##### DATASET SECTION

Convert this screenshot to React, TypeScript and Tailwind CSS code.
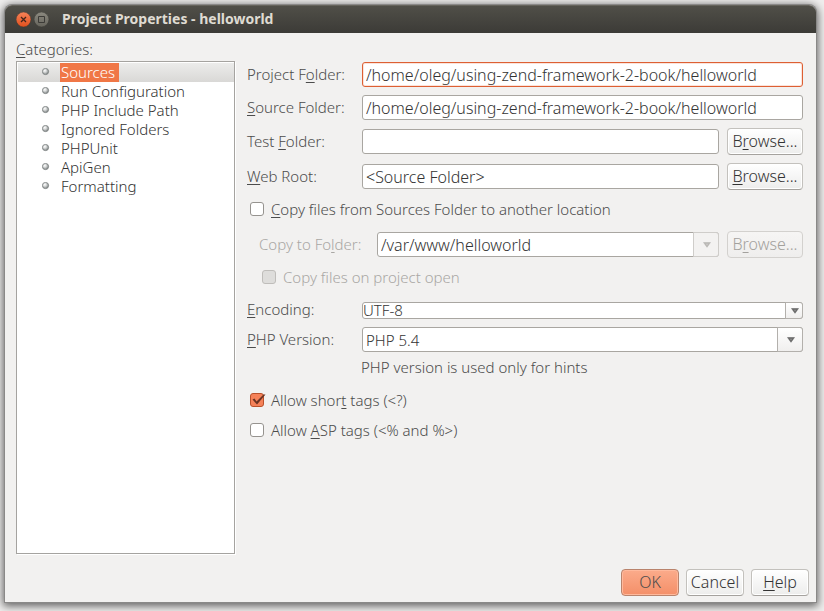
import type { ReactNode } from "react";
import clsx from "clsx";

const categories = [
  "Sources",
  "Run Configuration",
  "PHP Include Path",
  "Ignored Folders",
  "PHPUnit",
  "ApiGen",
  "Formatting",
];

/** Renders a caption whose mnemonic letter is marked by a preceding "&". */
function Mnemonic({ text }: { text: string }) {
  const at = text.indexOf("&");
  if (at < 0) return <>{text}</>;
  return (
    <span>
      {text.slice(0, at)}
      <span className="underline underline-offset-2">{text[at + 1]}</span>
      {text.slice(at + 2)}
    </span>
  );
}

function Row({ label, id, className, labelClass = "w-[115px]", children }: {
  label: string;
  id: string;
  className?: string;
  labelClass?: string;
  children: ReactNode;
}) {
  return (
    <div className={clsx("flex items-center", className)}>
      <label htmlFor={id} className={clsx("shrink-0 pb-[2px] leading-5 whitespace-nowrap", labelClass)}>
        <Mnemonic text={label} />
      </label>
      {children}
    </div>
  );
}

function TextBox({ id, value, focused }: { id: string; value: string; focused?: boolean }) {
  return (
    <input
      id={id}
      type="text"
      defaultValue={value}
      className={clsx(
        "h-[25px] min-w-0 flex-1 rounded-[3px] border bg-white px-[3px] text-base leading-5 font-light text-[#333] outline-none",
        focused ? "border-[#dd5f33] shadow-[inset_0_0_0_1px_#fbe3da]" : "border-[#a9a6a1]",
      )}
    />
  );
}

function PushButton({ label, className, primary, disabled }: {
  label: string;
  className?: string;
  primary?: boolean;
  disabled?: boolean;
}) {
  return (
    <button
      type="button"
      disabled={disabled}
      className={clsx(
        "h-[27px] shrink-0 rounded-[4px] border pb-px text-base leading-5 font-light whitespace-nowrap",
        primary && "border-[#b9836c] bg-linear-to-b from-[#fbab8b] to-[#f48f68] shadow-[inset_0_0_0_1px_#ffb99c]",
        disabled && "border-[#d3d1ce] bg-linear-to-b from-[#f6f5f4] to-[#efeeed] text-[#a3a19d]",
        !primary && !disabled &&
          "border-[#c3c1bd] border-b-[#a5a29e] bg-linear-to-b from-white to-[#ededec] text-[#333] shadow-[inset_0_0_0_1px_#fff]",
        className,
      )}
    >
      <Mnemonic text={label} />
    </button>
  );
}

function ComboBox({ id, value, size = "normal", disabled }: {
  id: string;
  value: string;
  size?: "normal" | "compact";
  disabled?: boolean;
}) {
  const compact = size === "compact";
  return (
    <div className="relative flex min-w-0 flex-1">
      <select
        id={id}
        disabled={disabled}
        className={clsx(
          "w-full appearance-none rounded-[3px] border border-[#a9a6a1] bg-white font-light text-[#333] opacity-100 outline-none",
          compact ? "h-[17px] px-0 text-[15px] leading-[15px]" : "h-[25px] px-[3px] leading-5",
          disabled ? "text-base" : "text-[15px]",
        )}
      >
        <option>{value}</option>
      </select>
      <span
        className={clsx(
          "pointer-events-none absolute inset-y-0 right-0 flex items-center justify-center rounded-r-[3px] border pt-px pl-px",
          compact ? "w-[18px]" : "w-[26px]",
          disabled
            ? "border-[#cfcdca] bg-[#f3f2f1] text-[#b5b3b0]"
            : "border-[#b3b0ac] bg-linear-to-b from-white to-[#f0efee] text-[#5f5f5f]",
        )}
      >
        <svg viewBox="0 0 8 6" className="h-[6px] w-2" aria-hidden="true">
          <path d="M.5 .5h7L4 5.300z" fill="currentColor" stroke="currentColor" strokeWidth=".5" />
          <path d="M2.200 1.500h3.600L4 4z" fill="#fff" opacity=".25" />
        </svg>
      </span>
    </div>
  );
}

function CheckBox({ id, label, checked, disabled, className }: {
  id: string;
  label: string;
  checked?: boolean;
  disabled?: boolean;
  className?: string;
}) {
  return (
    <div className={clsx("flex h-5 items-center gap-[7px]", className)}>
      <span className="relative flex">
        <input
          id={id}
          type="checkbox"
          defaultChecked={checked}
          disabled={disabled}
          className="size-[14px] appearance-none rounded-[3px] border border-[#96938f] bg-white checked:border-[#b9512b] checked:bg-[#f58158] disabled:border-[#bfbdba] disabled:bg-[#dedddb]"
        />
        {checked && (
          <svg viewBox="0 0 16 14" className="pointer-events-none absolute top-0 left-0 h-[14px] w-4" aria-hidden="true">
            <path d="M2.500 6.500 4.500 5.500 6.500 8.500 13.500 1.500 15.500 1.500 7 11.500z" fill="#6b3322" />
          </svg>
        )}
      </span>
      <label htmlFor={id} className={clsx("leading-5 whitespace-nowrap", disabled && "text-[#a9a7a4]")}>
        <Mnemonic text={label} />
      </label>
    </div>
  );
}

function Bullet() {
  return (
    <svg viewBox="0 0 8 8" className="mb-[2px] size-2 shrink-0" aria-hidden="true">
      <defs>
        <radialGradient id="pearl" cx=".38" cy=".35" r=".6">
          <stop offset="0" stopColor="#fff" />
          <stop offset=".45" stopColor="#d6d8d8" />
          <stop offset="1" stopColor="#8d9292" />
        </radialGradient>
      </defs>
      <circle cx="3.500" cy="3.500" r="3.100" fill="url(#pearl)" stroke="#777c7c" strokeWidth=".8" />
    </svg>
  );
}

function TitleBar() {
  return (
    <header className="flex h-7 items-center rounded-t-[7px] border-t border-[#66645c] bg-linear-to-b from-[#504f48] to-[#3c3b37] pl-[11px]">
      <button type="button" aria-label="Close" className="size-4">
        <svg viewBox="0 0 16 16" className="size-4" aria-hidden="true">
          <defs>
            <linearGradient id="close" x2="0" y2="1">
              <stop offset="0" stopColor="#f68359" />
              <stop offset="1" stopColor="#e2501d" />
            </linearGradient>
          </defs>
          <circle cx="7.500" cy="7.500" r="7.400" fill="url(#close)" stroke="#33322e" strokeWidth=".4" />
          <path d="m5 5 5 5m0-5-5 5" stroke="#42251b" strokeWidth="1.300" />
        </svg>
      </button>
      <button type="button" aria-label="Maximize" className="ml-[2px] size-4">
        <svg viewBox="0 0 16 16" className="size-4" aria-hidden="true">
          <defs>
            <linearGradient id="max" x2="0" y2="1">
              <stop offset="0" stopColor="#8b897f" />
              <stop offset="1" stopColor="#66645c" />
            </linearGradient>
          </defs>
          <circle cx="7.500" cy="7.500" r="7.400" fill="url(#max)" stroke="#33322e" strokeWidth=".4" />
          <path d="M4.500 4.500h6v6h-6z" fill="none" stroke="#3c3b37" strokeWidth="1" />
        </svg>
      </button>
      <h1 className="ml-3 pb-px text-sm leading-5 font-bold text-[#dfdbd2]">Project Properties - helloworld</h1>
    </header>
  );
}

export default function App() {
  return (
    <div className="min-h-screen bg-[#efeeed] pt-[5px] pr-2 pb-[9px] pl-[5px] font-['Noto_Sans',sans-serif] text-[15px] font-[350] text-[#4c4c4c]">
      <div className="flex min-h-[597px] flex-col rounded-t-[7px] bg-[#f2f1f0] shadow-[0_0_0_1px_#8a8988,0_2px_9px_2px_rgba(0,0,0,0.6)]">
        <TitleBar />
        <main className="flex flex-1 gap-3 pt-[6px] pr-[13px] pl-[11px]">
          <nav className="flex w-[219px] shrink-0 flex-col">
            <h2 id="categories" className="h-[22px] leading-5">
              <Mnemonic text="&Categories:" />
            </h2>
            <ul
              aria-labelledby="categories"
              className="h-[493px] border border-[#a5a3a0] bg-white pt-px pl-px text-[#333] shadow-[1px_1px_0_#fff]"
            >
              {categories.map((name, i) => (
                <li key={name}>
                  <button
                    type="button"
                    className={clsx(
                      "flex h-[19px] w-full items-center gap-[10px] pl-6 leading-[19px]",
                      i === 0 && "bg-linear-to-b from-[#ececeb] to-[#d9d8d6]",
                    )}
                  >
                    <Bullet />
                    <span className={clsx("px-px", i === 0 && "bg-[#f07746] pr-1 text-white")}>{name}</span>
                  </button>
                </li>
              ))}
            </ul>
          </nav>
          <form className="flex min-w-0 flex-1 flex-col pt-[22px]">
            <Row id="project" label="Project F&older:" className="h-[27px]">
              <TextBox id="project" value="/home/oleg/using-zend-framework-2-book/helloworld" focused />
            </Row>
            <Row id="source" label="&Source Folder:" className="mt-[6px] h-[27px]">
              <TextBox id="source" value="/home/oleg/using-zend-framework-2-book/helloworld" />
            </Row>
            <Row id="test" label="Test &Folder:" className="mt-[7px] h-[27px]">
              <TextBox id="test" value="" />
              <PushButton label="B&rowse..." className="ml-2 w-[76px]" />
            </Row>
            <Row id="root" label="&Web Root:" className="mt-2 h-[27px]">
              <TextBox id="root" value="<Source Folder>" />
              <PushButton label="&Browse..." className="ml-2 w-[76px]" />
            </Row>
            <CheckBox id="copy" label="&Copy files from Sources Folder to another location" className="mt-[9px] ml-[3px]" />
            <Row
              id="copyTo"
              label="Copy to Fo&lder:"
              className="mt-3 ml-3 h-[27px]"
              labelClass="w-[118px] text-[#a9a7a4]"
            >
              <ComboBox id="copyTo" value="/var/www/helloworld" disabled />
              <PushButton label="B&rowse..." className="ml-2 w-[76px]" disabled />
            </Row>
            <CheckBox id="copyOpen" label="Copy files on project open" disabled className="mt-[9px] ml-[15px]" />
            <Row id="encoding" label="&Encoding:" className="mt-[13px] h-5">
              <ComboBox id="encoding" value="UTF-8" size="compact" />
            </Row>
            <Row id="version" label="&PHP Version:" className="mt-[6px] h-[27px]">
              <ComboBox id="version" value="PHP 5.4" />
            </Row>
            <p className="mt-1 ml-[114px] leading-5">PHP version is used only for hints</p>
            <CheckBox id="short" label="Allow shor&t tags (<?)" checked className="mt-[13px] ml-[3px]" />
            <CheckBox id="asp" label="Allow &ASP tags (<% and %>)" className="mt-[10px] ml-[3px]" />
          </form>
        </main>
        <footer className="flex justify-end gap-[7px] pt-[15px] pr-[7px] pb-[6px]">
          <PushButton label="OK" primary className="w-[58px]" />
          <PushButton label="Cancel" className="w-[58px]" />
          <PushButton label="&Help" className="w-[58px]" />
        </footer>
      </div>
    </div>
  );
}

##########

> WRITTEN PROBLEM: Restate only the lines running from the start of the material above through the line containing "import clsx from", ends included. No pictures.

> WORKED ANSWER:
Convert this screenshot to React, TypeScript and Tailwind CSS code.
import type { ReactNode } from "react";
import clsx from "clsx";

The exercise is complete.